Whatever their opinions may be on the likely date for the shipwreck, all the researchers agree on one thing: finds such as this are all too rare. The Java Sea has been an important passage in trade routes for centuries. Thousands of shipwrecks litter the seafloor, from more than a thousand years ago to the World War II era and beyond. Unfortunately, too many of those wrecks have been looted, or damaged in practices like blast fishing.

“While it is wonderful that we are in a position to conduct new research, my concerns going forward relate to the fate of shipwrecks that are still in Indonesian waters,” Pearson says. “Indonesia has new legislation to legally protect underwater cultural heritage, but—as the recent destruction of WWII ships in the Java Sea demonstrates—Indonesia’s ability to physically protect wrecks remains limited.”

Which makes this shipwreck all the more rare and valuable for researchers. Thanks to the fact that these objects belong to the Field Museum, researchers can continue analyzing them to learn more about this period of Asian trade.

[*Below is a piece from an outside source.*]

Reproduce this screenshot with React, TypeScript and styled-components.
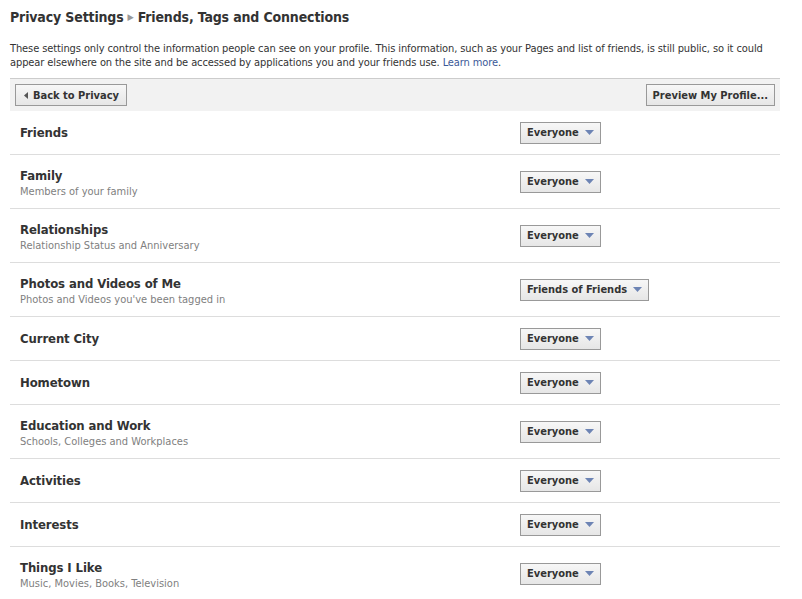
import React from "react";
import styled, { createGlobalStyle } from "styled-components";

const Global = createGlobalStyle`
  html, body { margin: 0; padding: 0; background: #fff; }
  body { font-family: "DejaVu Sans Condensed", "DejaVu Sans", sans-serif; font-size: 11px; color: #333; }
`;

const Page = styled.div`
  width: 770px;
  padding: 8px 0 0 10px;
`;

const Title = styled.h2`
  margin: 0;
  font-size: 14px;
  line-height: 18px;
  font-weight: bold;
  color: #333;
  display: flex;
  align-items: center;
  gap: 4px;
  letter-spacing: -0.15px;
`;

const Sep = styled.span`
  color: #999;
  font-size: 9px;
  font-weight: normal;
`;

const Intro = styled.p`
  margin: 16px 0 0;
  line-height: 14px;
  color: #333;
  width: 770px;
  letter-spacing: -0.1px;
`;

const Link = styled.a`
  color: #3b5998;
  text-decoration: none;
`;

const Toolbar = styled.div`
  margin-top: 8px;
  border-top: 1px solid #ccc;
  background: #f2f2f2;
  height: 32px;
  display: flex;
  align-items: center;
  justify-content: space-between;
  padding: 0 5px;
`;

const Button = styled.button`
  font-family: inherit;
  font-size: 11px;
  font-weight: bold;
  color: #333;
  height: 22px;
  padding: 0 6px;
  border: 1px solid #999;
  background: linear-gradient(#f7f7f7, #e6e6e6);
  display: inline-flex;
  align-items: center;
  gap: 4px;
  cursor: pointer;
`;

const BackButton = styled(Button)`
  padding: 0 7px 0 8px;
  gap: 5px;
`;

const Rows = styled.div``;

const Row = styled.div<{ $tall?: boolean }>`
  display: flex;
  align-items: center;
  height: ${(p) => (p.$tall ? 53 : 43)}px;
  border-bottom: 1px solid #ddd;
  padding-left: 10px;
  &:last-child { border-bottom: none; }
`;

const Label = styled.div<{ $tall?: boolean }>`
  width: 500px;
  display: flex;
  flex-direction: column;
  padding-top: ${(p) => (p.$tall ? 2 : 1)}px;
`;

const Name = styled.div`
  font-size: 13px;
  font-weight: bold;
  color: #333;
  line-height: 18px;
  letter-spacing: -0.1px;
`;

const Sub = styled.div`
  color: #808080;
  line-height: 14px;
`;

const Select = styled(Button)`
  padding: 0 6px;
  gap: 6px;
`;

const Caret = () => (
  <svg width="9" height="5" viewBox="0 0 9 5"><path d="M0 0h9L4.5 5z" fill="#6d84b4" /></svg>
);
const LeftCaret = () => (
  <svg width="4" height="7" viewBox="0 0 4 7"><path d="M4 0v7L0 3.5z" fill="#555" /></svg>
);

const items: { name: string; sub?: string; value: string }[] = [
  { name: "Friends", value: "Everyone" },
  { name: "Family", sub: "Members of your family", value: "Everyone" },
  { name: "Relationships", sub: "Relationship Status and Anniversary", value: "Everyone" },
  { name: "Photos and Videos of Me", sub: "Photos and Videos you've been tagged in", value: "Friends of Friends" },
  { name: "Current City", value: "Everyone" },
  { name: "Hometown", value: "Everyone" },
  { name: "Education and Work", sub: "Schools, Colleges and Workplaces", value: "Everyone" },
  { name: "Activities", value: "Everyone" },
  { name: "Interests", value: "Everyone" },
  { name: "Things I Like", sub: "Music, Movies, Books, Television", value: "Everyone" },
];

export default function App() {
  return (
    <Page>
      <Global />
      <Title>
        Privacy Settings <Sep>▶</Sep> Friends, Tags and Connections
      </Title>
      <Intro>
        These settings only control the information people can see on your profile. This information, such as your Pages and list of friends, is still public, so it could appear elsewhere on the site and be accessed by applications you and your friends use. <Link href="#">Learn more</Link>.
      </Intro>
      <Toolbar>
        <BackButton><LeftCaret />Back to Privacy</BackButton>
        <Button>Preview My Profile...</Button>
      </Toolbar>
      <Rows>
        {items.map((it) => (
          <Row key={it.name} $tall={!!it.sub}>
            <Label $tall={!!it.sub}>
              <Name>{it.name}</Name>
              {it.sub && <Sub>{it.sub}</Sub>}
            </Label>
            <Select>{it.value}<Caret /></Select>
          </Row>
        ))}
      </Rows>
    </Page>
  );
}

In one 2016 paper, Niziolek and others analyzed the chemistry of the resin to see where the blocks came from. In the future, they hope to extract ancient DNA from the elephant tusks to learn their origins, and analyze the sediments of large storage jars to see if they held foodstuffs like pickled vegetables or fish sauce. Some day, they also plan to compare the chemical makeup of the ceramics to kiln sites in China to see where merchants purchased them.

Even after two decades above water, the shipwreck still has dozens more stories to tell.